DO THIS
Return exactly the listing's lines, from its first line to the line holding "import React from", ends included.

RECORDS FOR PROCESSING
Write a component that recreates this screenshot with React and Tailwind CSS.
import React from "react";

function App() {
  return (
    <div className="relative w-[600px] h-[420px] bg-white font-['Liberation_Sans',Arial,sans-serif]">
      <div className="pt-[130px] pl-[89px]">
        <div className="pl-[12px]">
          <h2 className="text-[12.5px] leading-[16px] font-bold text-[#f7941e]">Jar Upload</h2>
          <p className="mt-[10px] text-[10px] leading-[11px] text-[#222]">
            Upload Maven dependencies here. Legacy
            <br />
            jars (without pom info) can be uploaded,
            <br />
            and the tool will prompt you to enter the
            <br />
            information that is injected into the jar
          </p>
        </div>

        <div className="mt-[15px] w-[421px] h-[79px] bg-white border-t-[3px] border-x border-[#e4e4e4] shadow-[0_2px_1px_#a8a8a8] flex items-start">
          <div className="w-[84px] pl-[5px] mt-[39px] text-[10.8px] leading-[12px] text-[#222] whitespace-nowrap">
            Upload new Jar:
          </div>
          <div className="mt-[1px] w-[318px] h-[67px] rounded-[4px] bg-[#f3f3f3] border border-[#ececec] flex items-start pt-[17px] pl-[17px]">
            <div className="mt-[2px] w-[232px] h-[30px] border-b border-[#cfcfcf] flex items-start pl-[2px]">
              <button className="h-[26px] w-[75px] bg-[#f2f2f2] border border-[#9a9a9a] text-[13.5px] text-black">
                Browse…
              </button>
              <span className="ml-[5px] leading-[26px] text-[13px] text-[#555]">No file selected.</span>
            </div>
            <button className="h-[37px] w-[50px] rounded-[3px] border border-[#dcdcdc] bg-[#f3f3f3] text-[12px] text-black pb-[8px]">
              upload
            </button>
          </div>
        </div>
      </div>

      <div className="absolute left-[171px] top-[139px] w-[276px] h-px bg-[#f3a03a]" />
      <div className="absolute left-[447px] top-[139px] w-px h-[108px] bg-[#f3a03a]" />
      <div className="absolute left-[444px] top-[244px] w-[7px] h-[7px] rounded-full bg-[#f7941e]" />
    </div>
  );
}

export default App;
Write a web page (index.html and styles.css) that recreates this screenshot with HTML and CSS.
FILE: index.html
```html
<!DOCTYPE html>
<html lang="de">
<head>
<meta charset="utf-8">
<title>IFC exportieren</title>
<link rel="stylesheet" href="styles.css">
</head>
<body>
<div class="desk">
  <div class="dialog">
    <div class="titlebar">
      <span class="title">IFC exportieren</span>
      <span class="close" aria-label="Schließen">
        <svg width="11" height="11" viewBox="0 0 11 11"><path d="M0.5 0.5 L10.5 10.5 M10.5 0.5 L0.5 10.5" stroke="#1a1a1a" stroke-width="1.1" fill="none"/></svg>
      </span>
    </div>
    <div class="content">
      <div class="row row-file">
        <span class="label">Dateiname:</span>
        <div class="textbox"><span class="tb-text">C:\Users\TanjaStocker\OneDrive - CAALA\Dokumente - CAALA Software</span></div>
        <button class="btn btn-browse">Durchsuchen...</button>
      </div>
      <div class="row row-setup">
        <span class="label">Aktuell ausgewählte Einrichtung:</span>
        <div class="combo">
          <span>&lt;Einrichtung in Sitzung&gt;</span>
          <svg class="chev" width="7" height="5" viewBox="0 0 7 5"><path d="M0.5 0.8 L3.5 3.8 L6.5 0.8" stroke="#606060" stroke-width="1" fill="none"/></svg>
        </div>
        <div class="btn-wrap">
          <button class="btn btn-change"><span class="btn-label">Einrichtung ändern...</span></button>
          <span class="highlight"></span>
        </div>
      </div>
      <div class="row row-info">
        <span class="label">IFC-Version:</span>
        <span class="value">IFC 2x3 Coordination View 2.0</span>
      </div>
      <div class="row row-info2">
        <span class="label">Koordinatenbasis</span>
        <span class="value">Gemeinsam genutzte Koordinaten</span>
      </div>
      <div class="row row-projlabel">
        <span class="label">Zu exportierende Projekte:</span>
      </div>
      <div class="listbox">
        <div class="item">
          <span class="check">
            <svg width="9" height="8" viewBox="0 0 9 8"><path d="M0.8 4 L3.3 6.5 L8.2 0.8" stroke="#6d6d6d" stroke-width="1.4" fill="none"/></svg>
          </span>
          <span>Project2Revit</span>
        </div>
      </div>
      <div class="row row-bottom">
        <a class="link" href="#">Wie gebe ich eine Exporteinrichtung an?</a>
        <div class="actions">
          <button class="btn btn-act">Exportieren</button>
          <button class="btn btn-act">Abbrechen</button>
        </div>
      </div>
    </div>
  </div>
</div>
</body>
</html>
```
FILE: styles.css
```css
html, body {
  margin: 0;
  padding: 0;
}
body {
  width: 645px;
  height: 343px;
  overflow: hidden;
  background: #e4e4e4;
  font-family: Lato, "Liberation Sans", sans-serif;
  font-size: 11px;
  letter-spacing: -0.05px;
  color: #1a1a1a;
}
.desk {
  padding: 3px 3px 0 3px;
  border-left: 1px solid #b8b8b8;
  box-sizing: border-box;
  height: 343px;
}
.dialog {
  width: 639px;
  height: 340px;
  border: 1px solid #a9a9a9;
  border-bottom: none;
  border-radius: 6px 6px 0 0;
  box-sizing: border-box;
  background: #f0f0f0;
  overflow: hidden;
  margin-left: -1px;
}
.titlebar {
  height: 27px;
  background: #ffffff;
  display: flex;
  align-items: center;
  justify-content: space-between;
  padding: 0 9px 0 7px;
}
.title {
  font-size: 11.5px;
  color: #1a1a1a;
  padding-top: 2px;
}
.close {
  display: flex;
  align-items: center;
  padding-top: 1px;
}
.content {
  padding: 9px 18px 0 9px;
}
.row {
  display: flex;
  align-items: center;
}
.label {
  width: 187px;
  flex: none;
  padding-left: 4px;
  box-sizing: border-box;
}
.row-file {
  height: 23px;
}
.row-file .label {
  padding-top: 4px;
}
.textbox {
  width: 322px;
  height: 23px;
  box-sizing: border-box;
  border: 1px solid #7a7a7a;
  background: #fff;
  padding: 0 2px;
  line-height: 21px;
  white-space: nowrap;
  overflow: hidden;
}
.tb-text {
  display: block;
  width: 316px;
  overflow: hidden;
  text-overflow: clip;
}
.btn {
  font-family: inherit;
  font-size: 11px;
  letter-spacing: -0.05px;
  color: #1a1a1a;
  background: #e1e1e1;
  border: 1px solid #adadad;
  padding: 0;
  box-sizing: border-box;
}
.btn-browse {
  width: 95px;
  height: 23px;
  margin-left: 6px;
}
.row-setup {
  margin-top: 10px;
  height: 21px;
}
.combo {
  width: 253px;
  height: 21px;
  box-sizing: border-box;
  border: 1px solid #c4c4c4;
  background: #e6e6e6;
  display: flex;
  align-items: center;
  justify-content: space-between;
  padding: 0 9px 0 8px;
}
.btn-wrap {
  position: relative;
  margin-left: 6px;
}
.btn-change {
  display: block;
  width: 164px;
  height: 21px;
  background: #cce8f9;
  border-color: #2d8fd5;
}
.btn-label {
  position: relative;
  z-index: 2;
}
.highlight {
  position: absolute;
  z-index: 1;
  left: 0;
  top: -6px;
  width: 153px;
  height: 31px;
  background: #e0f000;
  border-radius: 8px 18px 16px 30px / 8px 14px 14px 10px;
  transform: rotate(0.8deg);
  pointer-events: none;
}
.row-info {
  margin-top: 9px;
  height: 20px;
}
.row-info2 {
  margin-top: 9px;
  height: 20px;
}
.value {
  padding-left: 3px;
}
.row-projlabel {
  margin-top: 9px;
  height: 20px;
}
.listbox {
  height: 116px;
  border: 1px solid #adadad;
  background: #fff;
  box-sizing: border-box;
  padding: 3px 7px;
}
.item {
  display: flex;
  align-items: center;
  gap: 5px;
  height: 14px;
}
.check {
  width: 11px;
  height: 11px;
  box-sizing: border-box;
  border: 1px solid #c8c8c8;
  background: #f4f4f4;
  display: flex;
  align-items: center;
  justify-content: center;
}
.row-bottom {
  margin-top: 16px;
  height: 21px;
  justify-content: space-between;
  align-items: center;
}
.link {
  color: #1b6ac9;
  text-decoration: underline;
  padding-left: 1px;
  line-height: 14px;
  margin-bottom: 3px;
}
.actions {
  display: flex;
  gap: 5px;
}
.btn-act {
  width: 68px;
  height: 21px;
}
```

OUTPUT
Write a component that recreates this screenshot with React and Tailwind CSS.
import React from "react";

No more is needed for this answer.